Des images amateurs des incidents à la frontière, transmises à InfoMigrants, montrent le déferlement de violence qui s’est abattu sur les migrants ce jour-là. On y voit les forces de l’ordre distribuer des coups de matraque sur des hommes déjà à terre, un amoncellement de corps inertes gisant au sol, et des visages de migrants en souffrance.

D’après Amnesty International, des migrants auraient été aspergés de gaz lacrymogène et battus alors qu’ils se trouvaient au sol. Des accusations relayées par la BBC ou le consortium de journalistes Lighthouse Reports, qui ont dénoncé dans des enquêtes la brutalité des forces marocaines, vidéos à l’appui.

Pointés du doigt, le Maroc et l’Espagne ont toujours nié tout usage excessif de la force, accusant même les migrants d’avoir été « violents » envers leurs policiers. Selon le rapport d’une mission d’information marocaine publié un mois après le drame, les 23 migrants seraient morts par “asphyxie mécanique”, à cause de bousculades et de mouvements de foule. Et certains, en tombant de la clôture métallique.

 

Affaire « sans suite »

Les suites de ce drame ont largement joué en la défaveur des exilés, en mettant totalement hors de cause autorités espagnoles comme marocaines. D’après Amnesty International, ces dernières « continuent non seulement de nier toute responsabilité mais empêchent aussi des démarches pour découvrir la vérité », a déclaré vendredi la secrétaire générale de l’ONG, Agnès Callamard.

Malgré le tollé suscité par l’action des polices marocaine et espagnole, « l’impunité reste totale », dénonce de son côté Miguel Urban Crespo, eurodéputé espagnol de gauche radicale. De quoi créer un « précédent terrible pour l’Europe » et « pour l’Espagne », a déploré à l’AFP le parlementaire.

Le 23 décembre 2022, après six mois d’enquête, la justice espagnole a en effet classé l’affaire « sans suite ». « On ne peut pas conclure que l’action des agents ait augmenté le risque pesant sur la vie et l’intégrité physique des migrants et on ne peut donc pas les inculper d’homicide involontaire », a déclaré le ministère public dans un communiqué.

Toujours selon le parquet espagnol, « aucun des agents n’a eu connaissance » de la chute de migrants les uns sur les autres depuis la clôture séparant l’enclave du Maroc « et de ses conséquences fatales », et n’a su « qu’il y avait des personnes en situation de risque qui nécessitaient de l’aide ». Dans ses conclusions, il souligne également que « l’attitude des migrants » a été « constamment hostile et violente, envers les agents marocains et espagnols ».

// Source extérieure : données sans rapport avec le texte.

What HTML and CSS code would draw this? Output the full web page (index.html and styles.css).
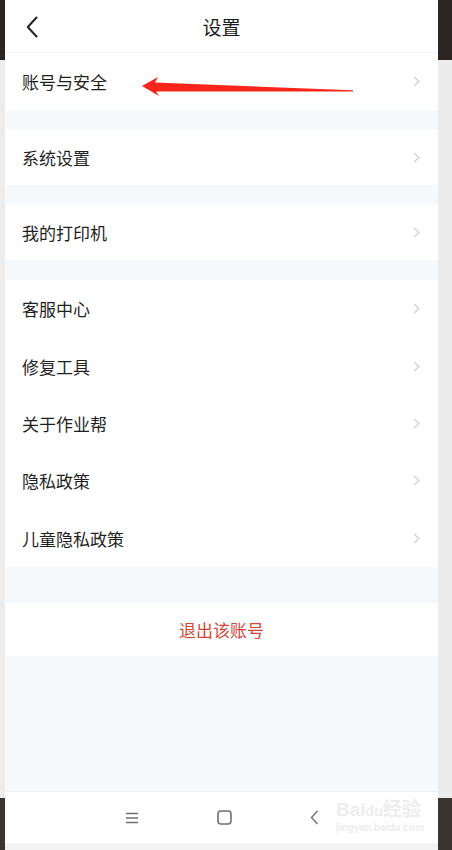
FILE: index.html
```html
<!DOCTYPE html>
<html lang="zh-CN">
<head>
  <meta charset="UTF-8" />
  <meta name="viewport" content="width=device-width, initial-scale=1.0" />
  <title>设置</title>
  <link rel="stylesheet" href="styles.css">
</head>
<body>
  <div class="tela">
    <header class="topo">
      <svg class="voltar" width="12" height="22" viewBox="0 0 12 22">
        <path d="M10.5 1.5 L1.8 11 L10.5 20.5" fill="none" stroke="#222" stroke-width="2" stroke-linecap="round" stroke-linejoin="round"/>
      </svg>
      <h1>设置</h1>
    </header>

    <div class="grupo">
      <div class="item alto">
        <span>账号与安全</span>
        <i class="seta"></i>
        <svg class="anotacao" width="216" height="24" viewBox="140 75 216 24">
          <polygon points="142,86 158,77 155,82.5 353,90.3 353,91.6 156,91.5 159,96" fill="#f8261a"/>
        </svg>
      </div>
    </div>

    <div class="grupo">
      <div class="item"><span>系统设置</span><i class="seta"></i></div>
    </div>

    <div class="grupo">
      <div class="item"><span>我的打印机</span><i class="seta"></i></div>
    </div>

    <div class="grupo ultimo">
      <div class="item lista"><span>客服中心</span><i class="seta"></i></div>
      <div class="item lista"><span>修复工具</span><i class="seta"></i></div>
      <div class="item lista"><span>关于作业帮</span><i class="seta"></i></div>
      <div class="item lista"><span>隐私政策</span><i class="seta"></i></div>
      <div class="item lista"><span>儿童隐私政策</span><i class="seta"></i></div>
    </div>

    <div class="grupo sair">
      <div class="item centro"><span>退出该账号</span></div>
    </div>

    <div class="vazio"></div>

    <nav class="navegacao">
      <svg width="14" height="12" viewBox="0 0 14 12">
        <path d="M1 1.5 H13 M1 6 H13 M1 10.5 H13" stroke="#707070" stroke-width="1.3"/>
      </svg>
      <svg width="15" height="15" viewBox="0 0 15 15">
        <rect x="1" y="1" width="13" height="13" rx="3" fill="none" stroke="#707070" stroke-width="1.6"/>
      </svg>
      <svg width="9" height="15" viewBox="0 0 9 15">
        <path d="M7.5 1 L1.5 7.5 L7.5 14" fill="none" stroke="#707070" stroke-width="1.4"/>
      </svg>
      <div class="marca">
        <div class="marca-nome">Bai<b>du</b>经验</div>
        <div class="marca-url">jingyan.baidu.com</div>
      </div>
    </nav>
    <div class="rodape"></div>
  </div>
</body>
</html>
```

FILE: styles.css
```css
* {
  box-sizing: border-box;
  margin: 0;
  padding: 0;
}
body {
  width: 452px;
  height: 850px;
  overflow: hidden;
  font-family: "Noto Sans CJK SC", "Noto Sans", sans-serif;
  color: #1f1f1f;
  background: linear-gradient(to bottom, #2a2422 0, #2a2422 60px, #ececec 60px, #ececec 798px, #3b3531 798px);
}
.tela {
  width: 433px;
  height: 850px;
  margin-left: 5px;
  display: flex;
  flex-direction: column;
  background: #f6f9fc;
  position: relative;
}
.topo {
  height: 53px;
  background: #fff;
  border-bottom: 1px solid #f1f2f4;
  display: flex;
  align-items: center;
  justify-content: center;
  position: relative;
}
.topo h1 {
  font-size: 19px;
  font-weight: 400;
  color: #1a1a1a;
  margin-top: 1px;
}
.voltar {
  position: absolute;
  left: 21px;
  top: 16px;
}
.grupo {
  background: #fff;
  margin-bottom: 20px;
}
.grupo.ultimo {
  margin-bottom: 36px;
}
.item {
  height: 55px;
  padding: 0 17px;
  display: flex;
  align-items: center;
  justify-content: space-between;
  font-size: 17px;
  position: relative;
}
.item.alto {
  height: 57px;
}
.item.lista {
  height: 57.4px;
}
.seta {
  width: 7px;
  height: 7px;
  border-top: 1.2px solid #c6c6c6;
  border-right: 1.2px solid #c6c6c6;
  transform: rotate(45deg);
  margin-right: 3px;
}
.anotacao {
  position: absolute;
  left: 135px;
  top: 22px;
}
.sair {
  margin-bottom: 0;
}
.sair .item {
  height: 53px;
}
.centro {
  justify-content: center;
  color: #d2463a;
}
.vazio {
  flex: 1;
}
.navegacao {
  height: 52px;
  background: #fff;
  display: flex;
  align-items: center;
  gap: 78px;
  padding-left: 120px;
  position: relative;
  border-top: 1px solid #eef1f5;
}
.marca {
  position: absolute;
  left: 331px;
  top: 8px;
  color: #ededed;
  line-height: 1;
}
.marca-nome {
  font-family: "Liberation Sans", "Noto Sans CJK SC", sans-serif;
  font-size: 19px;
  font-weight: 700;
}
.marca-nome b {
  font-size: 14px;
}
.marca-url {
  font-family: "Liberation Sans", sans-serif;
  font-size: 10px;
  font-weight: 700;
  margin-top: 4px;
}
.rodape {
  height: 7px;
  background: #f3f3f3;
}
```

Deux mois plus tôt, des experts de l’ONU avaient pourtant condamné le manque de responsabilité attribuée aux autorités marocaines et espagnoles dans ces violences. « Une enquête approfondie, des réparations aux victimes et à leurs familles, ainsi que des garanties que cela ne se répètera pas sont demandées en vertu du droit international des droits de l’homme », avaient-ils exigé. Sans succès donc.

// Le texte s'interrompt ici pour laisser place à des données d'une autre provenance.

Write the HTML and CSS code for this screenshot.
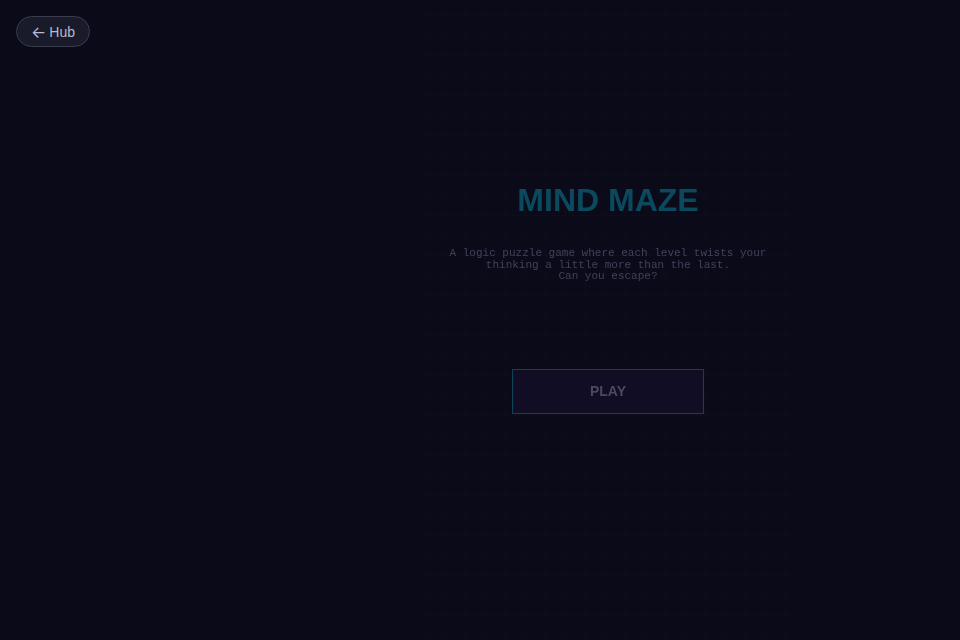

« Il est évident que le gouvernement espagnol ne veut pas fâcher les autorités marocaines », a jugé Jon Iñarritu, député espagnol du parti séparatiste basque Bildu, pour qui Madrid, qui s’est rabiboché l’an dernier avec Rabat, craint une riposte du Maroc, qui pourrait laisser passer les migrants.

Peines durcies en appel

Au Maroc aussi, une enquête a été ouverte, mais n’a pas permis de déterminer la moindre responsabilité. En revanche, 87 survivants du drame ont été condamnés, notamment pour « appartenance à une bande criminelle d’immigration clandestine », à des peines allant jusqu’à quatre ans de prison, selon l’Association marocaine des droits de l’homme (AMDH).

En février dernier, la cour d’appel de Nador a même alourdi les premières condamnations prononcées à l’encontre de huit migrants, qui ont écopé de trois à quatre ans de prison ferme. Ces exilés faisaient partie d’un groupe de 15 personnes, qui avaient fait un recours devant la justice marocaine. Tous ont été condamnés pour « entrée illégale » au Maroc, « désobéissance » et « dégradation de biens publics », selon leur avocat Mbarek Bouirig.

 

Omar Naji, président de l’AMDH à Nador, réclame depuis le drame l’ouverture d’une enquête indépendante car de nombreuses « questions restent en suspens », notamment sur le sort des disparus. Selon Amnesty International, les autorités locales n’ont jamais fourni une liste complète des victimes, et n’ont jamais dévoilé la cause des décès.

Elles n’ont pas, non plus, tenté de rapatrier les dépouilles des victimes. En un an, un seul des migrants décédés a pu être identifié et enterré par sa famille, d’après l’AMDH. Les autres sont toujours à la morgue de Nador, dans l’attente des résultats de tests ADN nécessaires pour les identifier.